02-22-2008, 06:53 PM
|
#2 (permalink)
|
|
Super Moderator
Join Date: Sep 2007
Posts: 165
Thanks: 0
|
Quote:
Originally Posted by Devels
I always have troubles with UTF8.
The scenario: Mulitple sources (like xml, csv, own cms), and one database: Mysql. Information needs to be displayed on a website or outputted in XML to another program.
Do I need to store text like they are? Special settings needed (collocation?) in the mysql database, what php functions need to be used?
To display these on a webpage I use a utf-8 header using php or a meta tag saying it is utf8. But still special characters are displayed incorrect or the xml is broken because of an invalid character.
What is the best consistent way to avoid these problems, or has someone really good reading about this topic?
|
Hi Devels,
The UTF-8 common issues are a major one, and there is a few things that can be done to get around issues and irregularitys with it.

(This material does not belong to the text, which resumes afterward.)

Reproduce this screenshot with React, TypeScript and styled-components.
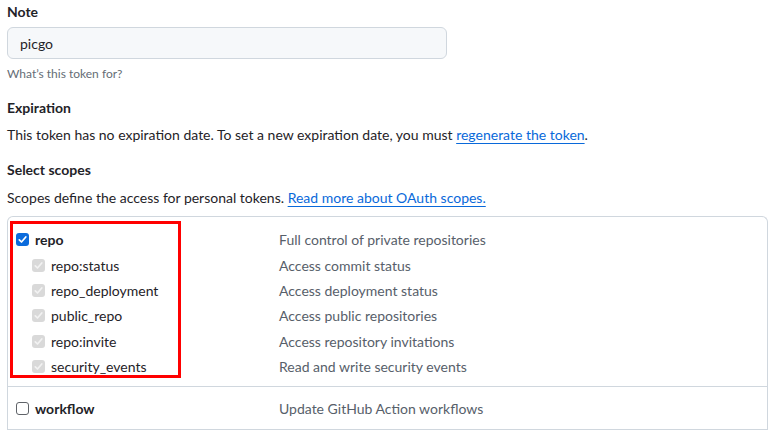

1) Use the PHP DOM for xml, xml by default has to be utf-8 encoded to work and the DOM enforces this for that, so for XML all is well.
2) In your PHP settings ensure you have output and input set to use UTF-8
3) In Mysql set your database to use utf8_general or something very similar to that, not sure what its called exactly but has the words utf8 and general within it!
4) If you are scraping data from the web, ie websites you are going to need to go about some detection and conversion. Iconv, mbstring are two things you should look into RE that. You should first check the HTTP header for the charset (from the source server) and then the html for meta tags or some other indicator. Failing that, there is a mb_detect_encoding, which can be used but it is slow and pretty crummmy at standard detection!
5) Install mbstring, and any functions like strlen can be replaced with mb_strlen to be utf-8 compliant (until PHP 6 arrives!)
Hope that helps you!
|
|
|
|